Complete step by step answer:
We have given that the length of each side of the cubical container is $2\,{\text{m}}$.
$L = 2\,{\text{m}}$. We have also given that ${\text{BC}} = 0.5\,{\text{m}}$ and ${\text{BD}} = 5.5\,{\text{m}}$.
The acceleration of the container is $8\,{\text{m/}}{{\text{s}}^2}$.
$a = 8\,{\text{m/}}{{\text{s}}^2}$
Let us first calculate the initial volume ${V_i}$ of the water in the cubical container.
${V_i} = \left( {2\,{\text{m}}} \right)\left( {2\,{\text{m}}} \right) \times {\text{BD}}$
$\Rightarrow {V_i} = \left( {2\,{\text{m}}} \right)\left( {2\,{\text{m}}} \right) \times \left( {1.5\,{\text{m}}} \right)$
$\Rightarrow {V_i} = 6\,{{\text{m}}^3}$
$\Rightarrow {V_i} = \left( {6\,{{\text{m}}^3}} \right)\left( {\dfrac{{{{10}^3}\,{\text{litre}}}}{{1\,{{\text{m}}^3}}}} \right)$
$\Rightarrow {V_i} = 6000\,{\text{litre}}$
Hence, the volume of the water in the container before the container starts moving is $6000\,{\text{litre}}$.

When the container starts moving, the upper surface of the water in the container gets tilted as shown in the below diagram.
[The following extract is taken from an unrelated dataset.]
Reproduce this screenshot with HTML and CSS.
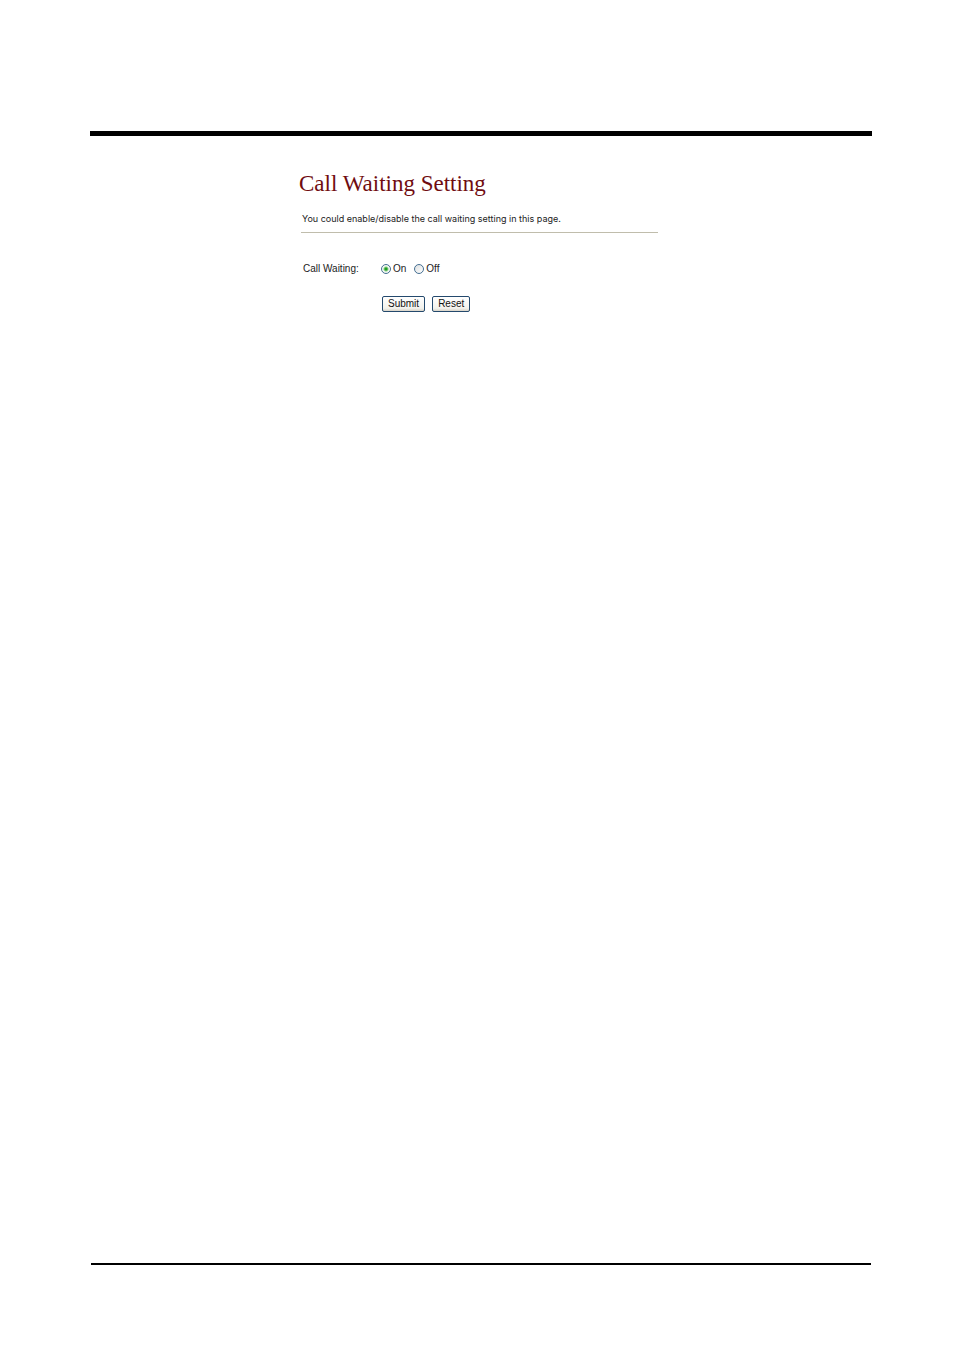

Now we need to determine the values of x and y. From the above diagram, we can write
$\tan \theta = \dfrac{a}{g}$
$\Rightarrow \tan \theta = \dfrac{{8\,{\text{m/}}{{\text{s}}^2}}}{{10\,{\text{m/}}{{\text{s}}^2}}}$
$\Rightarrow \tan \theta = 0.8$
We can also write from the above diagram that
$\tan \theta = \dfrac{x}{{2\,{\text{m}}}}$
$\Rightarrow 0.8 = \dfrac{x}{{2\,{\text{m}}}}$
$\Rightarrow x = 1.6\,{\text{m}}$
We can write that
$\Rightarrow x + y = 2\,{\text{m}}$
$\Rightarrow y = 2\,{\text{m}} - x$
$\Rightarrow y = 2\,{\text{m}} - 1.6\,{\text{m}}$
$\Rightarrow y = 0.4\,{\text{m}}$
Hence, the volume ${V_f}$ of the water in the container after the container starts moving is given by
${V_f} = \left[ {\dfrac{{\left( {x + y} \right) + y}}{2}} \right]\left( {2\,{\text{m}}} \right)\left( {2\,{\text{m}}} \right)$
$\Rightarrow {V_f} = \left[ {\dfrac{{\left( {1.6\,{\text{m}} + 0.4\,{\text{m}}} \right) + \left( {0.4\,{\text{m}}} \right)}}{2}} \right]\left( {2\,{\text{m}}} \right)\left( {2\,{\text{m}}} \right)$
$\Rightarrow {V_f} = 4.8\,{{\text{m}}^3}$
$\Rightarrow {V_f} = 4800\,{\text{litre}}$
Hence, the volume of the water when the container starts moving is $4800\,{\text{litre}}$.

Let us now calculate the volume $V$ of the water that spills out of the container.
$V = {V_i} - {V_f}$
Substitute $6000\,{\text{litre}}$ for ${V_i}$ and $4800\,{\text{litre}}$ for ${V_f}$ in the above equation.
$V = \left( {6000\,{\text{litre}}} \right) - \left( {4800\,{\text{litre}}} \right)$
$\Rightarrow V = 1200\,{\text{litre}}$
We have given that the volume of the water that spills out of the container is $\left( {400 + x \times 100} \right)\,{\text{litres}}$.
Hence, we can write
$\left( {400 + x \times 100} \right)\,{\text{litres}} = 1200\,{\text{litre}}$
$\Rightarrow 100x\, = 1200 - 400$
$\Rightarrow 100x\, = 800$
$\therefore x = 8$
Therefore, the value of x is 8.

Hence, the correct option is D.

Note: The students should not forget to convert the volume of the water in the container before and after the container starts moving in the unit litre as the given volume of the water that spills out of the water is in litre. Also the students should not get confused about how we have calculated the final volume of the water in the container. We have taken the average of the dimensions of the container up to which the water is filled and used the formula for volume of the cube.